Companies in a fast-growing, short-term financing sub-sector are hoping the government introduces a regulatory framework for their businesses that does not conflate their operations with those of micro-lenders and others in the space.
Wesley Billett, CEO and co-founder of Happy Pay, told Business Times this week his business and others in the buy now, pay later (BNPL) space have compiled a white paper arguing that BNPL should be regulated as a distinct payment product rather than as revolving credit, which they are not.
“We firmly believe BNPL should be regulated. Right now it is not. We have spent some weeks in a working group with the Fintech Association of SA and several different members of the industry,” he said.
“We are nearing the end of this process and will put together a white paper for the regulatory bodies. There will be industry consultation, and from there a lot of what the regulation looks like will be decided.”
Happy Pay – a Cape Town-based fintech start-up – is a BNPL platform that offers advert-subsidised payments and advertising fees, which subsidise the cost of payments for end consumers. Merchants can acquire new customers while shoppers are able to access cost-free instalment payments.
The business recently closed a $5m (R84.9m) seed round led by global technology investor Partech. The round saw participation from Futuregrowth Asset Management, 4Di Capital, E4E Africa, Equitable Ventures, Summit Deals, the University Technology Fund and Felix Strategic Investments.
Billett said big credit has increasingly been pushing against BNPL, but that these platforms run at the lowest non-repayment levels in the market, as low as 1%. “We don’t want to be in a situation where we’re pushed into an existing regulatory framework that doesn’t match our product; and the value we provide South African consumers is hamstrung.”
He said consumer discipline took hold because customers appreciated the accessibility of the product and did not want to lose it by falling behind on repayments. He pointed to the product’s low-risk nature as clear evidence that BNPL providers in South Africa were applying responsible customer-assessment practices.
Happy Pay has more than 600,000 registered users, is building what it calls an ad-subsidised payments network — a model that removes interest and fees from consumer finance entirely, shifting the cost of instalments to the merchants and brands that actually benefit from the resulting sales.
“We’re building a new version of buy now, pay later, which we call an ad-subsidised network. We allow consumers access to a cash-flow management tool. We access their data. They can split payments into monthly instalments. This comes at zero interest, and for consumers who pay on time, it’s completely free.”
Matthieu Marchand, principal at Partech, said: “We’ve looked at most BNPL companies across Africa, Europe and the US, and we’re clear the best model for creating true value is the one Happy Pay has built. BNPL makes sense only when it delivers real affordability for consumers while helping merchants improve conversion, grow their client base, build loyalty and reduce acquisition costs.”
Billett said Happy Pay was now in scale mode. E-commerce is 6%-10% of South African retail, and while Happy Pay has been constrained by scale, operating exclusively within an online environment, it plans to grow its 600,000 users to millions of registered users “relatively quickly”.

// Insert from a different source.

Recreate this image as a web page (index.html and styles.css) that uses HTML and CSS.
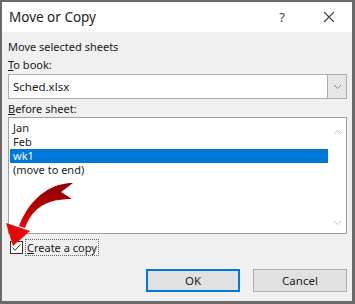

The National Treasury has said the credit-related elements of BNPL products fall under the authority of the department of trade, industry & competition and the National Credit Regulator. Neither responded to questions from Business Times.

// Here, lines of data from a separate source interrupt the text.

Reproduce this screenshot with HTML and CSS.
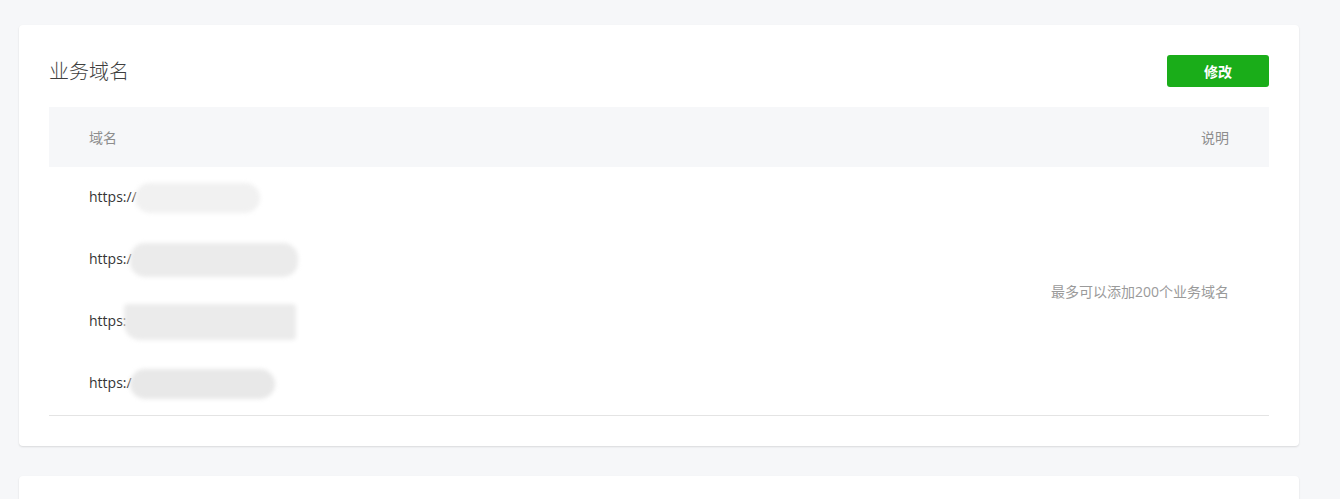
FILE: index.html
```html
<!DOCTYPE html>
<html lang="zh-CN">
<head>
<meta charset="utf-8">
<title>业务域名</title>
<link rel="stylesheet" href="styles.css">
</head>
<body>
<div class="page">
  <section class="card">
    <div class="card-head">
      <h2 class="card-title">业务域名</h2>
      <button class="btn-primary">修改</button>
    </div>
    <table class="domain-table">
      <thead>
        <tr>
          <th class="col-domain">域名</th>
          <th class="col-desc">说明</th>
        </tr>
      </thead>
      <tbody>
        <tr>
          <td class="col-domain">https://<span class="mask mask-a"></span></td>
          <td class="col-desc" rowspan="4">最多可以添加200个业务域名</td>
        </tr>
        <tr>
          <td class="col-domain">https:/<span class="mask mask-b"></span></td>
        </tr>
        <tr>
          <td class="col-domain">https:<span class="mask mask-c"></span></td>
        </tr>
        <tr>
          <td class="col-domain">https:/<span class="mask mask-d"></span></td>
        </tr>
      </tbody>
    </table>
  </section>
  <section class="card card-next"></section>
</div>
</body>
</html>
```
FILE: styles.css
```css
* { box-sizing: border-box; }
html, body {
  margin: 0;
  padding: 0;
  background: #f6f7f9;
  font-family: "Open Sans", "Noto Sans CJK SC", sans-serif;
  color: #353535;
  overflow: hidden;
}
.page {
  padding: 25px 0 0 19px;
  width: 1299px;
}
.card {
  background: #fff;
  border-radius: 4px;
  box-shadow: 0 1px 2px rgba(0, 0, 0, 0.12);
  padding: 30px 30px 30px;
}
.card-next {
  margin-top: 30px;
  height: 60px;
}
.card-head {
  display: flex;
  align-items: center;
  justify-content: space-between;
  height: 32px;
  margin-bottom: 20px;
}
.card-title {
  margin: 0;
  font-family: "Noto Sans CJK SC", sans-serif;
  font-size: 20px;
  font-weight: 300;
  color: #3e3e3e;
  line-height: 32px;
}
.btn-primary {
  width: 102px;
  height: 32px;
  border: 0;
  border-radius: 3px;
  background: #1aad19;
  color: #fff;
  font-family: "Noto Sans CJK SC", sans-serif;
  font-size: 14px;
  font-weight: 700;
  padding: 0;
}
.domain-table {
  width: 100%;
  border-collapse: collapse;
  font-size: 14px;
}
.domain-table thead th {
  background: #f6f7f9;
  height: 60px;
  font-weight: 400;
  color: #8d8d8d;
  font-family: "Noto Sans CJK SC", sans-serif;
  font-size: 14px;
  padding: 0 40px;
}
.domain-table th.col-domain,
.domain-table td.col-domain { text-align: left; }
.domain-table th.col-desc,
.domain-table td.col-desc { text-align: right; }
.domain-table tbody td {
  height: 62px;
  padding: 0 40px;
  vertical-align: middle;
}
.domain-table tbody td.col-desc {
  color: #9a9a9a;
  font-size: 14px;
  padding-top: 0;
}
.domain-table tbody {
  border-bottom: 1px solid #e4e4e4;
}
.mask {
  display: inline-block;
  vertical-align: middle;
  height: 30px;
  border-radius: 15px;
  background: #ececec;
  filter: blur(2px);
  margin-left: -2px;
}
.mask-a { width: 125px; background: #f1f1f1; }
.mask-b { width: 168px; height: 34px; background: #ebebeb; }
.mask-c { width: 172px; height: 36px; border-radius: 4px 4px 4px 16px; background: #ebebeb; }
.mask-d { width: 145px; height: 30px; background: #e8e8e8; }
```
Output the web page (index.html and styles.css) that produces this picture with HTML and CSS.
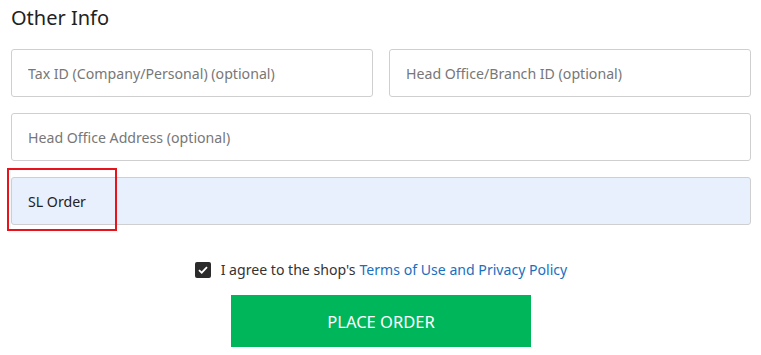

While inflation settled on the new target of 3% in February, shocks, including the US-Iran war and above-inflation electricity tariff hikes, are expected to put pressure on household incomes, potentially driving up appetite for BNPL services.

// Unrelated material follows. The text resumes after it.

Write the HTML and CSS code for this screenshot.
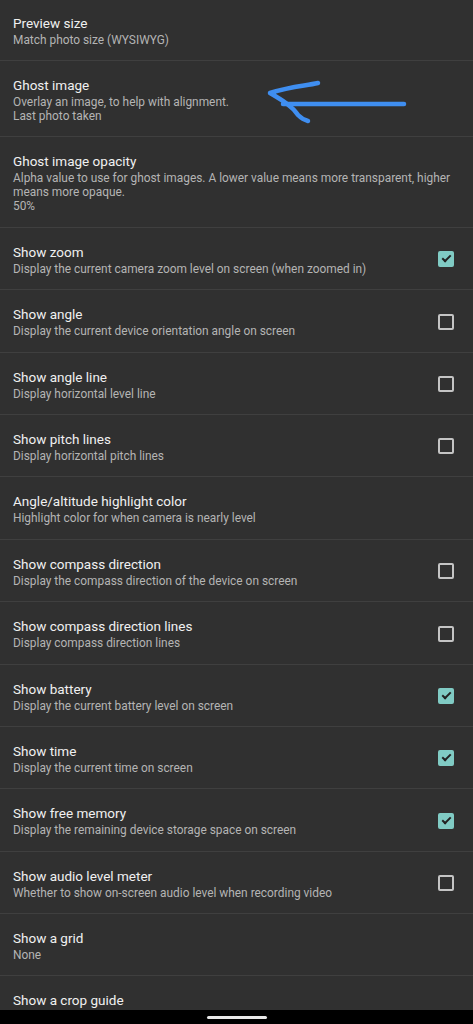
FILE: index.html
```html
<!DOCTYPE html>
<html>
<head>
<meta charset="utf-8">
<link rel="stylesheet" href="styles.css">
</head>
<body>
<div class="list">
  <div class="row first"><div class="text"><div class="title">Preview size</div><div class="summary">Match photo size (WYSIWYG)</div></div></div>
  <div class="row"><div class="text"><div class="title">Ghost image</div><div class="summary">Overlay an image, to help with alignment.<br>Last photo taken</div></div></div>
  <div class="row"><div class="text"><div class="title">Ghost image opacity</div><div class="summary">Alpha value to use for ghost images. A lower value means more transparent, higher means more opaque.<br>50%</div></div></div>
  <div class="row"><div class="text"><div class="title">Show zoom</div><div class="summary">Display the current camera zoom level on screen (when zoomed in)</div></div><span class="cb on"></span></div>
  <div class="row"><div class="text"><div class="title">Show angle</div><div class="summary">Display the current device orientation angle on screen</div></div><span class="cb"></span></div>
  <div class="row"><div class="text"><div class="title">Show angle line</div><div class="summary">Display horizontal level line</div></div><span class="cb"></span></div>
  <div class="row"><div class="text"><div class="title">Show pitch lines</div><div class="summary">Display horizontal pitch lines</div></div><span class="cb"></span></div>
  <div class="row"><div class="text"><div class="title">Angle/altitude highlight color</div><div class="summary">Highlight color for when camera is nearly level</div></div></div>
  <div class="row"><div class="text"><div class="title">Show compass direction</div><div class="summary">Display the compass direction of the device on screen</div></div><span class="cb"></span></div>
  <div class="row"><div class="text"><div class="title">Show compass direction lines</div><div class="summary">Display compass direction lines</div></div><span class="cb"></span></div>
  <div class="row"><div class="text"><div class="title">Show battery</div><div class="summary">Display the current battery level on screen</div></div><span class="cb on"></span></div>
  <div class="row"><div class="text"><div class="title">Show time</div><div class="summary">Display the current time on screen</div></div><span class="cb on"></span></div>
  <div class="row"><div class="text"><div class="title">Show free memory</div><div class="summary">Display the remaining device storage space on screen</div></div><span class="cb on"></span></div>
  <div class="row"><div class="text"><div class="title">Show audio level meter</div><div class="summary">Whether to show on-screen audio level when recording video</div></div><span class="cb"></span></div>
  <div class="row"><div class="text"><div class="title">Show a grid</div><div class="summary">None</div></div></div>
  <div class="row"><div class="text"><div class="title">Show a crop guide</div><div class="summary">None</div></div></div>
</div>
<svg class="arrow" width="473" height="140" viewBox="0 0 473 140">
  <path d="M283 104 L404 104" />
  <path d="M318 83 C305 86 292 86 270 93 C282 100 292 106 298 115 C301 118 304 120 308 121" />
</svg>
<div class="navbar"><span class="pill"></span></div>
</body>
</html>
```
FILE: styles.css
```css
html, body {
  margin: 0;
  padding: 0;
  background: #303030;
  overflow: hidden;
}
body {
  width: 473px;
  height: 1024px;
  font-family: Roboto, "Noto Sans", sans-serif;
  position: relative;
}
.list {
  margin-top: -1.4px;
}
.row {
  display: flex;
  align-items: center;
  padding: 14px 12px 13.4px 13px;
  border-bottom: 1px solid #3f3f3f;
}
.text {
  flex: 1;
  min-width: 0;
}
.title {
  font-size: 13.5px;
  line-height: 20px;
  color: #f0f0f0;
}
.summary {
  font-size: 11.9px;
  line-height: 14px;
  color: #b4b4b4;
}
.cb {
  flex: none;
  width: 16px;
  height: 16px;
  box-sizing: border-box;
  border: 2px solid #c4c4c4;
  border-radius: 2px;
  margin-left: 16px;
  margin-right: 7px;
  margin-top: 1px;
  position: relative;
}
.cb.on {
  background: #80cbc4;
  border-color: #80cbc4;
}
.cb.on::after {
  content: "";
  position: absolute;
  left: 4px;
  top: 0px;
  width: 3px;
  height: 7px;
  border-right: 2px solid #222;
  border-bottom: 2px solid #222;
  transform: rotate(45deg);
}
.arrow {
  position: absolute;
  left: 0;
  top: 0;
  fill: none;
  stroke: #3f8ef0;
  stroke-width: 4.5;
  stroke-linecap: round;
  stroke-linejoin: round;
}
.navbar {
  position: absolute;
  left: 0;
  bottom: 0;
  width: 473px;
  height: 14px;
  background: #000;
  display: flex;
  justify-content: center;
  align-items: flex-start;
}
.pill {
  margin-top: 6px;
  width: 60px;
  height: 3px;
  border-radius: 2px;
  background: #e8e8e8;
}
```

According to the Reserve Bank’s quarterly bulletin for March, on an annual basis, real gross domestic expenditure reverted from a contraction of 0.6% in 2024 to an expansion of 2.1% in 2025, with real household consumption expenditure contributing the most to growth in real GDP, while gross fixed capital formation and net exports detracted from overall growth.
“Growth in real final consumption expenditure by households accelerated to 1.2% in the fourth quarter of 2025, supported by rising real disposable income and improved consumer confidence. Spending on semi-durable goods and services increased at a faster pace in the fourth quarter, while growth in spending on durable and non-durable goods moderated. In line with the continued increase in consumer spending, household debt increased further in the fourth quarter of 2025 as growth accelerated across most categories of credit extended to households.”
Regan Adams, CEO of RCS, said BNPL products had grown rapidly, with millions of South Africans now using these services. Momentum is building towards bringing BNPL products within the regulatory framework, he said. “Limits given to customers have increased significantly — from a few thousand rand to between R20,000 and R50,000 in some cases. However, this credit remains largely unregulated and unreported to the credit bureau.”
He said BNPL providers drew on credit bureau data to make their own lending decisions yet don’t contribute back to it, which undermined the integrity of the information available to every other lender in the market.
“The concern isn’t that BNPL exists — it’s that we have no visibility. When someone applies for formal credit, we can’t see their BNPL obligations. When they enter debt review, those commitments aren’t included. This creates incomplete information for both lenders and consumers.”
Adams said RCS believed that bringing BNPL into the regulated framework — through mandatory bureau reporting and affordability assessments — would benefit both consumers and the broader credit ecosystem by providing transparency and enabling more informed lending decisions.